Istilahnya, karena Malaysia penduduknya sedikit maka dengan GDP di angka itu sudah cukup untuk mensejahterakan rakyatnya, beda dengan China yang harus meningkatkan GDP sampai di angka itu agar rakyatnya bisa sejahtera melebihi kesejahteraan rakyat Malaysia.
Indonesia vs Malaysia
Nah, sekarang Indonesia dan Malaysia sama-sama berdekatan dengan iklim yang hampir mirip, penduduknya juga mayoritas muslim, debat Asy'ari Salafi juga ada, isu rasial juga ada, tapi ternyata GDP per capita mereka selalu lebih tinggi ketimbang Indonesia, dari dulu hingga sekarang.
GDP Malaysia = $11,379 (peringkat 57 dunia)

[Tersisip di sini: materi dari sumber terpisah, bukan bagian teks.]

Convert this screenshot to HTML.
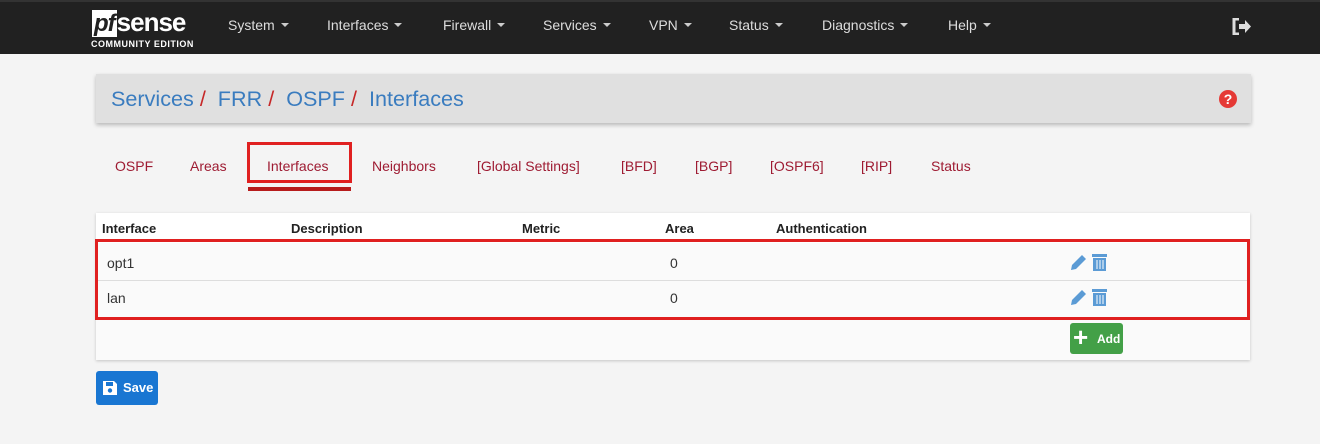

GDP Indonesia = $4,876 (peringkat 103 dunia)
Bagaimana bisa dua negara yang memiliki banyak kemiripan tapi Malaysia secara umum selalu lebih sejahtera ketimbang rakyat Indonesia? Lah kok bisa?
Faktor utama perbedaan itu ada pada pemerintah yang mengatur negaranya, bagaimana kebijakan-kebijakan yang dihasilkan mampu untuk menggerakkan ekonomi, meningkatkan kualitas pendidikan, menghasilkan SDM yang berkualitas untuk terus mengembangkan negara.
Usaha bottom up (yang dilakukan rakyat) sejak lama sudah dilakukan, adanya organisasi masyarakat serta lembaga-lembaga pendidikan formal maupun non formal sudah lama berusaha untuk meningkatkan kualitas SDM, tapi kenapa belum cukup membuat kita maju?
Jawabannya karena sistem politik dan pemerintahan yang mengurusinya juga bobrok.
Kebijakan yang lebih pro kepada pemodal, para dewan perwakilan hanya mewakili suara dan keinginan partai, hukum yang bisa dibeli oleh uang, tajam ke bawah dan lunak ke atas, pemberantasan korupsi hanya menjadi alat untuk menjegal lawan politik.